La charte onusienne de 1948 demeure, dans cet esprit, une des poutres maîtresses de l’action politique de la Confédération, qui s’engage à faire respecter, dans notre pays et dans le monde, les droits humains. «La Suisse estime que ces valeurs sont nécessaires au développement d’un monde juste. Mais elle ne se considère pas comme un missionnaire. Sur le terrain, en Afrique par exemple, il appartient aux Etats africains et aux ONG locales de mettre en œuvre les principes de la déclaration universelle», précise Martin Michelet.
Un texte marqué par l’individualisme
Dans le sillage du fonctionnaire fédéral, le Tchadien Michelot Yogogombaye, un des fondateurs de la Fédération des Eglises africaines de Suisse, qualifie d’absolus et d’universels certains droits tels que le droit à la vie ou la liberté de vivre à l’abri du besoin. Il constate toutefois que la charte onusienne de 1948 heurte sur certains points la sensibilité culturelle des Africains. «Ce texte est parfois marqué par un individualisme qui ne sied guère au continent africain où l’intérêt de la communauté est une valeur prédominante, où l’individu se pense toujours par rapport au groupe, notamment pour le mariage ou dans ses relations avec les aînés», explique l’étudiant en théologie qui réside à Bienne depuis 2004.

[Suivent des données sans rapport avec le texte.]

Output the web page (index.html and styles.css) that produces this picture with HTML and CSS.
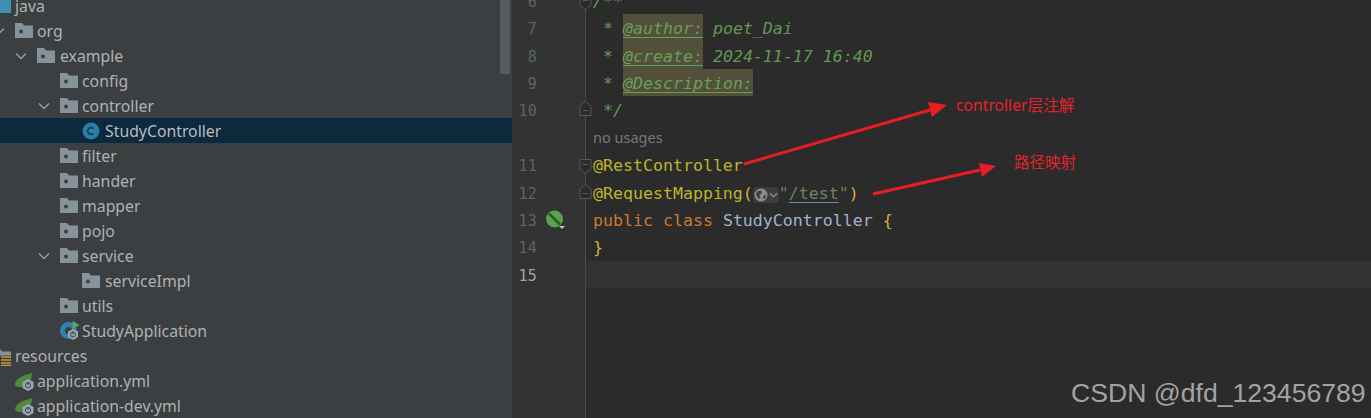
FILE: index.html
```html
<!DOCTYPE html>
<html lang="zh">
<head>
<meta charset="utf-8">
<title>StudyController</title>
<link rel="stylesheet" href="styles.css">
</head>
<body>
<svg class="defs" width="0" height="0">
  <symbol id="folder" viewBox="0 0 18 15">
    <path d="M0 0H7L9 2.5H18V15H0Z" fill="#87939a"/>
    <circle cx="6" cy="8.5" r="2" fill="#3c3f41"/>
  </symbol>
  <symbol id="chev" viewBox="0 0 12 8">
    <path d="M1 1.5L6 6.5L11 1.5" fill="none" stroke="#9da0a2" stroke-width="1.3"/>
  </symbol>
  <symbol id="cls" viewBox="0 0 18 18">
    <circle cx="9" cy="9" r="8.5" fill="#2a7ea6"/>
    <path d="M11.5 6.6A3.4 3.4 0 1 0 11.5 11.4" fill="none" stroke="#0f3f58" stroke-width="1.6"/>
  </symbol>
  <symbol id="app" viewBox="0 0 20 20">
    <circle cx="8.5" cy="9.5" r="8.5" fill="#2f83ab"/>
    <circle cx="8.5" cy="9.5" r="3.6" fill="#3c3f41"/>
    <path d="M12.5 0L19.5 4L12.5 8Z" fill="#59a869"/>
    <path d="M13 8L18 10.5V16L13 19L8 16V10.5Z" fill="#9aa7b0"/>
    <circle cx="13" cy="13.5" r="2.4" fill="none" stroke="#3c3f41" stroke-width="1"/>
    <path d="M13 10.5V13.5" stroke="#3c3f41" stroke-width="1"/>
  </symbol>
  <symbol id="yml" viewBox="0 0 19 18">
    <path d="M0 12C0 6 6 3 17 0C17 6 14 14 6 14C3 14 1 14 0 12Z" fill="#4f8a3c"/>
    <path d="M13 6L18.5 9V15L13 18L7.5 15V9Z" fill="#9aa7b0"/>
    <circle cx="13" cy="12.2" r="2.6" fill="none" stroke="#3c3f41" stroke-width="1"/>
    <path d="M13 9V12.2" stroke="#3c3f41" stroke-width="1"/>
  </symbol>
  <symbol id="res" viewBox="0 0 18 17">
    <path d="M0 0H7L9 2.5H18V12H0Z" fill="#87939a"/>
    <path d="M7 6.5H18V17H7Z" fill="#3c3f41"/>
    <path d="M8 8H18M8 11H18M8 14H18M8 16.5H18" stroke="#c79a3c" stroke-width="1.6"/>
  </symbol>
  <symbol id="java" viewBox="0 0 18 15">
    <path d="M0 0H7L9 2H18V15H0Z" fill="#3f8fb3"/>
  </symbol>
  <symbol id="foldopen" viewBox="0 0 13 15">
    <path d="M1 14.5V5L6.5 .5L12 5V14.5ZM3.5 9.5H9.5" fill="#2b2b2b" stroke="#555759"/>
  </symbol>
  <symbol id="foldclose" viewBox="0 0 13 15">
    <path d="M1 .5V10L6.5 14.5L12 10V.5ZM3.5 5.5H9.5" fill="#2b2b2b" stroke="#555759"/>
  </symbol>
</svg>

<div class="app">
  <aside class="sidebar">
    <div class="tree">
      <div class="node"><div class="in l0"><span class="ch"></span><svg class="ic"><use href="#java"/></svg><span class="lb">java</span></div></div>
      <div class="node"><div class="in l1"><svg class="ch"><use href="#chev"/></svg><svg class="ic"><use href="#folder"/></svg><span class="lb">org</span></div></div>
      <div class="node"><div class="in l2"><svg class="ch"><use href="#chev"/></svg><svg class="ic"><use href="#folder"/></svg><span class="lb">example</span></div></div>
      <div class="node"><div class="in l3"><span class="ch"></span><svg class="ic"><use href="#folder"/></svg><span class="lb">config</span></div></div>
      <div class="node"><div class="in l3"><svg class="ch"><use href="#chev"/></svg><svg class="ic"><use href="#folder"/></svg><span class="lb">controller</span></div></div>
      <div class="node selected"><div class="in l4"><span class="ch"></span><svg class="ic ic-c"><use href="#cls"/></svg><span class="lb">StudyController</span></div></div>
      <div class="node"><div class="in l3"><span class="ch"></span><svg class="ic"><use href="#folder"/></svg><span class="lb">filter</span></div></div>
      <div class="node"><div class="in l3"><span class="ch"></span><svg class="ic"><use href="#folder"/></svg><span class="lb">hander</span></div></div>
      <div class="node"><div class="in l3"><span class="ch"></span><svg class="ic"><use href="#folder"/></svg><span class="lb">mapper</span></div></div>
      <div class="node"><div class="in l3"><span class="ch"></span><svg class="ic"><use href="#folder"/></svg><span class="lb">pojo</span></div></div>
      <div class="node"><div class="in l3"><svg class="ch"><use href="#chev"/></svg><svg class="ic"><use href="#folder"/></svg><span class="lb">service</span></div></div>
      <div class="node"><div class="in l4"><span class="ch"></span><svg class="ic"><use href="#folder"/></svg><span class="lb">serviceImpl</span></div></div>
      <div class="node"><div class="in l3"><span class="ch"></span><svg class="ic"><use href="#folder"/></svg><span class="lb">utils</span></div></div>
      <div class="node"><div class="in l3"><span class="ch"></span><svg class="ic ic-app"><use href="#app"/></svg><span class="lb">StudyApplication</span></div></div>
      <div class="node"><div class="in l0"><span class="ch"></span><svg class="ic ic-res"><use href="#res"/></svg><span class="lb">resources</span></div></div>
      <div class="node"><div class="in l1"><span class="ch"></span><svg class="ic ic-yml"><use href="#yml"/></svg><span class="lb">application.yml</span></div></div>
      <div class="node"><div class="in l1"><span class="ch"></span><svg class="ic ic-yml"><use href="#yml"/></svg><span class="lb">application-dev.yml</span></div></div>
    </div>
    <div class="scrollthumb"></div>
  </aside>

  <main class="editor">
    <div class="lines">
      <div class="row"><div class="gut">6<svg class="fold fold-c"><use href="#foldclose"/></svg></div><div class="code cm">/**</div></div>
      <div class="row"><div class="gut">7</div><div class="code cm"> * <span class="tag">@author:</span> poet_Dai</div></div>
      <div class="row"><div class="gut">8</div><div class="code cm"> * <span class="tag">@create:</span> 2024-11-17 16:40</div></div>
      <div class="row"><div class="gut">9</div><div class="code cm"> * <span class="tag">@Description:</span></div></div>
      <div class="row"><div class="gut">10<svg class="fold fold-o"><use href="#foldopen"/></svg></div><div class="code cm"> */</div></div>
      <div class="row"><div class="gut"></div><div class="code hint">no usages</div></div>
      <div class="row"><div class="gut">11<svg class="fold fold-c"><use href="#foldclose"/></svg></div><div class="code"><span class="ann">@RestController</span></div></div>
      <div class="row"><div class="gut">12<svg class="fold fold-o"><use href="#foldopen"/></svg></div><div class="code"><span class="ann">@RequestMapping</span><span class="br">(</span><span class="inlay"><svg class="globe" viewBox="0 0 14 14"><circle cx="7" cy="7" r="6.5" fill="#8a8f94"/><path d="M3 3.5L7 2.5L8 5L5.5 7L6.5 10L4.5 11L2 7ZM9.5 7.5L12 7L11 10.5L9 11Z" fill="#3d3f40"/></svg><svg class="mini" viewBox="0 0 10 6"><path d="M1 1L5 5L9 1" fill="none" stroke="#8a8f94" stroke-width="1.4"/></svg></span><span class="str">"<span class="url">/test</span>"</span><span class="br">)</span></div></div>
      <div class="row"><div class="gut">13<svg class="bean" viewBox="0 0 20 20"><circle cx="9.5" cy="9" r="8.5" fill="#5aa34c"/><path d="M4 3.5L15 14.5" stroke="#2e5f28" stroke-width="2.6"/><path d="M14 16H20L17 19Z" fill="#c5c8ca"/></svg></div><div class="code"><span class="kw">public class</span> <span class="ty">StudyController</span> <span class="br">{</span></div></div>
      <div class="row"><div class="gut">14</div><div class="code"><span class="br">}</span></div></div>
      <div class="row current"><div class="gut">15</div><div class="code"></div></div>
      <div class="row filler"><div class="gut"></div><div class="code"></div></div>
    </div>
  </main>

  <svg class="arrows" viewBox="0 0 1371 418">
    <path d="M744 164L930 110" stroke="#ea1c24" stroke-width="3" fill="none"/>
    <path d="M947 105L928 102L932 117Z" fill="#ea1c24"/>
    <path d="M873 194L980 170" stroke="#ea1c24" stroke-width="3" fill="none"/>
    <path d="M996 166L979 163L982 177Z" fill="#ea1c24"/>
  </svg>
  <div class="note note-a">controller层注解</div>
  <div class="note note-b">路径映射</div>
  <div class="mark">CSDN @dfd_123456789</div>
</div>
</body>
</html>
```

FILE: styles.css
```css
* { box-sizing: border-box; }
html, body { margin: 0; padding: 0; background: #2b2b2b; }
.defs { position: absolute; }
.app {
  position: relative;
  display: flex;
  width: 1371px;
  height: 418px;
  overflow: hidden;
}
.sidebar {
  position: relative;
  flex: 0 0 512px;
  background: #3c3f41;
  overflow: hidden;
}
.tree { margin-top: -7px; }
.node {
  height: 25px;
  color: #afb1b3;
  font: 15.8px/25px "Noto Sans", sans-serif;
  white-space: nowrap;
}
.node.selected { background: #0d293e; color: #b8bcbe; }
.in { display: flex; align-items: center; height: 25px; }
.lb { padding-top: 2px; }
.l0 { margin-left: -29px; }
.l1 { margin-left: -7px; }
.l2 { margin-left: 15px; }
.l3 { margin-left: 38px; }
.l4 { margin-left: 60px; }
.ch { flex: 0 0 12px; width: 12px; height: 8px; margin-right: 10px; }
.ic { flex: 0 0 18px; width: 18px; height: 15px; margin-right: 4px; }
.l2 .ic, .l4 .ic { margin-right: 5px; }
.ic-c { height: 18px; }
.ic-app { width: 20px; flex-basis: 20px; height: 20px; margin-right: 2px; }
.ic-res { height: 17px; margin-top: 3px; }
.ic-yml { width: 19px; flex-basis: 19px; height: 18px; margin-right: 3px; margin-top: 2px; }
.scrollthumb {
  position: absolute;
  top: 0;
  left: 500px;
  width: 10px;
  height: 74px;
  background: #595b5d;
}

.editor { flex: 1; min-width: 0; }
.lines {
  display: flex;
  flex-direction: column;
  height: 431.2px;
  margin-top: -13.2px;
}
.row {
  display: grid;
  grid-template-columns: 74px 1fr;
  grid-template-rows: 27.4px;
  flex: 0 0 27.4px;
  height: 27.4px;
}
.row.filler { flex: 1; height: auto; grid-template-rows: 1fr; }
.gut {
  position: relative;
  padding-right: 48px;
  background: #313335;
  border-right: 1px solid #484a4b;
  color: #5f6365;
  text-align: right;
  font: 15px/30px "DejaVu Sans Mono", monospace;
  letter-spacing: .2px;
}
.current .gut { color: #a4a3a3; }
.current .code { background: #323232; }
.code {
  padding-left: 7px;
  color: #a9b7c6;
  font: 16.6px/30px "DejaVu Sans Mono", monospace;
  white-space: pre;
}
.cm { color: #629755; font-style: italic; }
.tag {
  display: inline-block;
  height: 27.4px;
  color: #689f5b;
  background: #52503a;
  text-decoration: underline;
  text-underline-offset: 3px;
}
.hint {
  color: #787878;
  font: 14.5px/27.4px "Noto Sans", sans-serif;
}
.ann { color: #bbb529; }
.br { color: #d7ae3f; }
.kw { color: #cc7832; }
.ty { color: #a0b4cc; }
.str { color: #6a8759; }
.url {
  text-decoration: underline;
  text-decoration-color: #6a8aa8;
  text-underline-offset: 3px;
}
.inlay {
  display: inline-flex;
  align-items: center;
  justify-content: center;
  width: 26px;
  height: 16px;
  vertical-align: -3px;
  background: #3b3d3e;
  border-radius: 4px;
}
.globe { width: 14px; height: 14px; margin-right: 1px; }
.mini { width: 9px; height: 6px; }
.fold {
  position: absolute;
  right: -7px;
  width: 13px;
  height: 15px;
}
.fold-c { top: 8px; }
.fold-o { top: 5px; }
.bean {
  position: absolute;
  left: 33px;
  top: 4px;
  width: 20px;
  height: 20px;
}
.arrows {
  position: absolute;
  inset: 0;
  width: 1371px;
  height: 418px;
  pointer-events: none;
}
.note {
  position: absolute;
  color: #e4232b;
  font: 15.7px/20px "Noto Sans", "Noto Sans CJK SC", sans-serif;
  white-space: nowrap;
}
.note-a { left: 956px; top: 95px; }
.note-b { left: 1014px; top: 152px; font-size: 15.5px; }
.mark {
  position: absolute;
  left: 1071px;
  top: 378px;
  color: #a3a3a3;
  font: 26.6px/30px "Liberation Sans", sans-serif;
  white-space: nowrap;
}
```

Aux yeux de Michelot Yogogombaye, la charte africaine des droits de l’homme et des peuples, adoptée le 27 juin 1981 à Nairobi au Kenya et ratifiée par 25 Etats le 21 octobre 1986, vient à point nommé pour compléter la déclaration onusienne en intégrant les traditions culturelles et les particularités sociales de l’Afrique. «Avec ce texte, l’Afrique s’inscrit dans la droite ligne de l’universalisme des Nations unies tout en s’appuyant sur une conception sociale de la communauté qui lui est consubstantielle», souligne-t-il avec satisfaction.
Le Sénégalais Thiédel Camara, anthropologue et socio-économiste de confession musulmane vivant à Tours en France, a amené le «regard détaché» du spécialiste en sciences sociales. Il a esquissé des pistes pour aborder la problématique des droits humains avec les lunettes de l’anthropologie sociale. Au-delà de toute considération politique ou religieuse, la déclaration universelle de 1948 doit, selon lui, être étudiée sous trois aspects: les conditions où apparaît la conception occidentale des droits humains, les actions envisagées par les pouvoirs publics et le rôle des sciences sociales dans la mise en œuvre de ces droits par l’Etat. (apic/eda)
Encadré
Mgr Vitus Huonder, évêque du diocèse de Coire, a créé l’émoi en écrivant dans une lettre pastorale publiée le 5 décembre 2011 que «l’Eglise prend connaissance de la déclaration des droits humains et jauge les formulations et revendications de cette convention à la lumière de la révélation divine». Et d’insister: «Le droit divin prime toujours sur les droits humains.» Le prélat a été accusé de soumettre le texte onusien à la religion et de relativiser les droits humains.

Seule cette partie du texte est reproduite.